The commentary proper contains little that is new beyond what Johnson has previously published in his series of essays on James. The details of his generally judicious exposition cannot in any case be dealt with in this short review. Given this practical consideration, and the importance of the James-Paul problem in the history of the interpretation of the letter, the remainder of this review will focus on one remarkable-if not wholly unprecedented-position forwarded in the book: namely, "There is absolutely no reason to read . . . [2:14-26] as particularly responsive to Paul" (p. 249).

This strong claim rests on two shaky propositions. First, Johnson holds that, despite appearances, James and Paul are not treating the same topic (p. 250): he is emphatic, that is, that unlike Paul, "James never connects erga to the term 'law"' (p. 60, emphasis his; cf. pp. 30, 63, 242). Note in the first place that, even if this were true, the historical conclusion that James is not in some way interacting with Paul does not follow; in fact, perhaps the most popular view of 2:14-26 sees its author as interacting with a misunderstood Paul. Moreover, such a distinction between the "works" of James and those of Paul, while common, is problematic, and Johnson's view that 2: 14-26 is not a "special topic" disconnected from the rest of the letter (p. 249) and, in particular, his recognition of both the thematic link between 2:14-26 and 1:22-25 (p. 246) and the fact that "a single argument" concerning "faith and its deeds" is developed over 2:l-13 and 2:14-26 (p. 219) only make it more so. What of the fact that according to James 1:25 it is precisely (s)he who "looks into the perfect law which is of freedom and remains" who becomes ??? ? And what of the fact that the climactic argument against the practice of partiality in 2: 1-13 is its proscription by that law which will form the standard ofjudgment (23-13)? Despite his laudable view that the interpreter of 2: 14-26 should first and foremost "keep focus on James' text on its own literary terms" rather than on comparison with Paul (p. 246), Johnson's insistence on the complete separation of the themes of law and ??? in James-as already, incidentally, for Erasmus (see p. 141)-would appear to owe more to his interest in the James-Paul problem than James's own logic.

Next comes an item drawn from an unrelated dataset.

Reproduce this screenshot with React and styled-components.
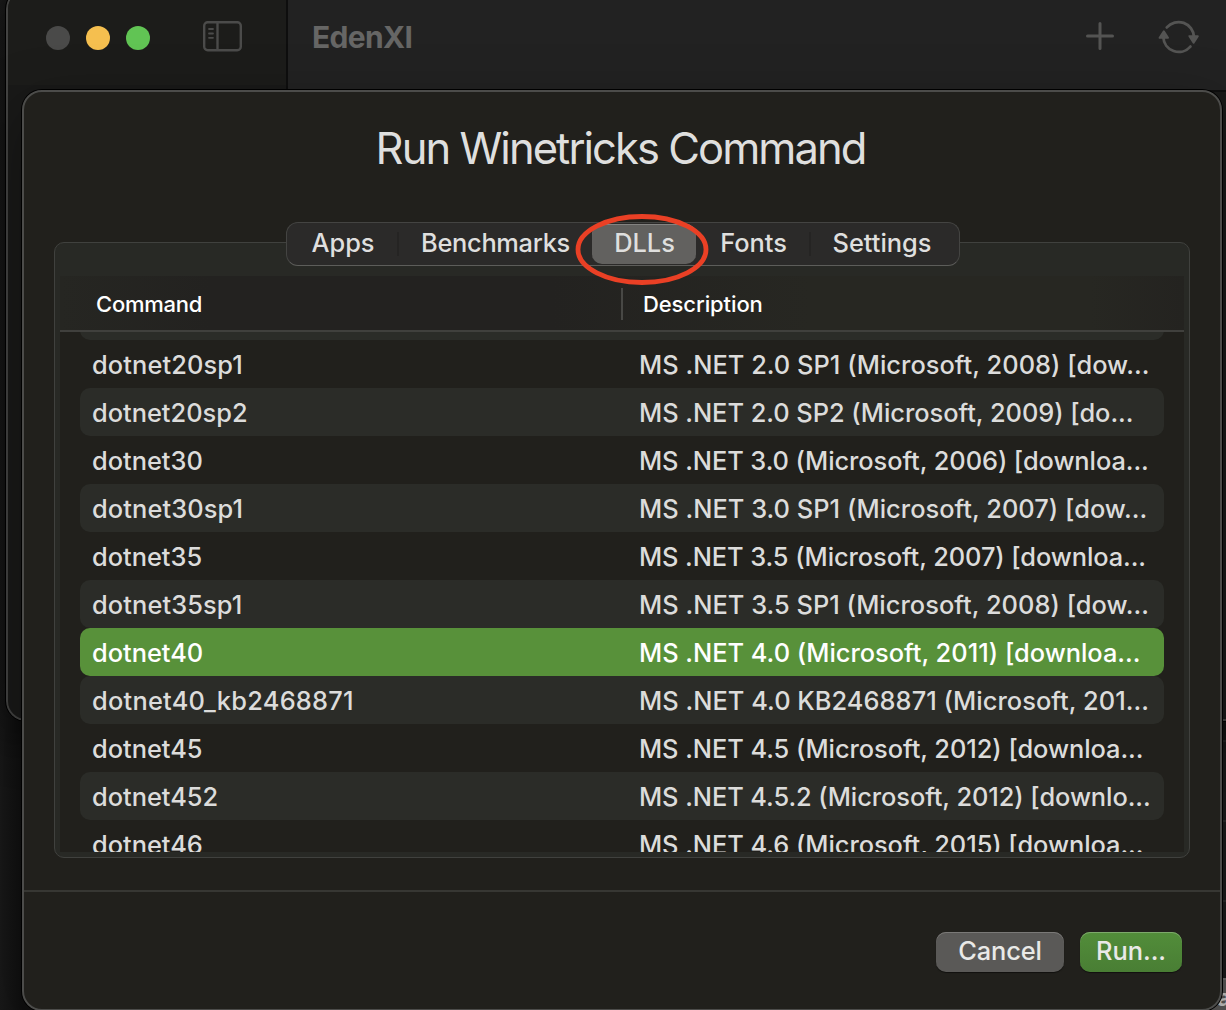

Second, Johnson feels that "the remarkable points of resemblance" in the language of the two authors (p. 64) are better explained by "the simple fact that both James and Paul were first generation members of a messianic movement that defined itself in terms of 'faith in Jesus"' and that both were Jews who "interacted primarily with Palestinian Judaism" than by some "hypothetical power struggle" or "subtle literary polemic" (p. 250). Curiously, such an appeal to a general shared milieu to explain the "unusual concentration" of shared elements in James and Paul (p. 250) is rather reminiscent of "the appeals to a vague 'common property of primitive Christianity"' made by Dibelius and others to explain the similarities between James and later works like 1 Clement and Hermas, which Johnson pointedly critiques (pp. 66-67). In any case, even granting both the early dating of James and Paul's primary interaction with "Palestinian Judaism," it is noteworthy that, while a "necessary unity between attitude and action" is indeed characteristic of ancient exhortation generally (p. 247), the couching of this theme specifically in terms of "faith" and "deedsn-let alone a discussion of the efficacy of "faith apartfrom deeds" (cf.James 2: 18,20,26 with Rom. 3:28; 4:4-6)-is scarcely typical. In fairness to Johnson, he concedes that a "convincing" explanation of his position cannot be offered in the "limited space" of his commentary (p. 250). But it is suggestive that, of the passages to which he does refer in this connection (see p. 238), only two actually pair "faith" and "deeds" (4 Ezra 9:7; 13:23); only one of these arguably envisions a theoretical separation of the two (4 Ezra 9:7); and none address the issue of the efficacy of faith apart from deeds (though see 1 Clem. 32.4).

If Johnson's exposition thus seems at times to be guided by a concern to eliminate the problem which the presence of James alongside Galatians and Romans in the canon has historically posed for Christians, his constant attention to the letter's points of contact with Greco-Roman exhortation, as well as his perceptive grasp of the relation of its exhortations to its religious thought, make this a valuable contribution to the study of James. An engaged and engaging commentary, this is a fine addition to the Anchor Bible series.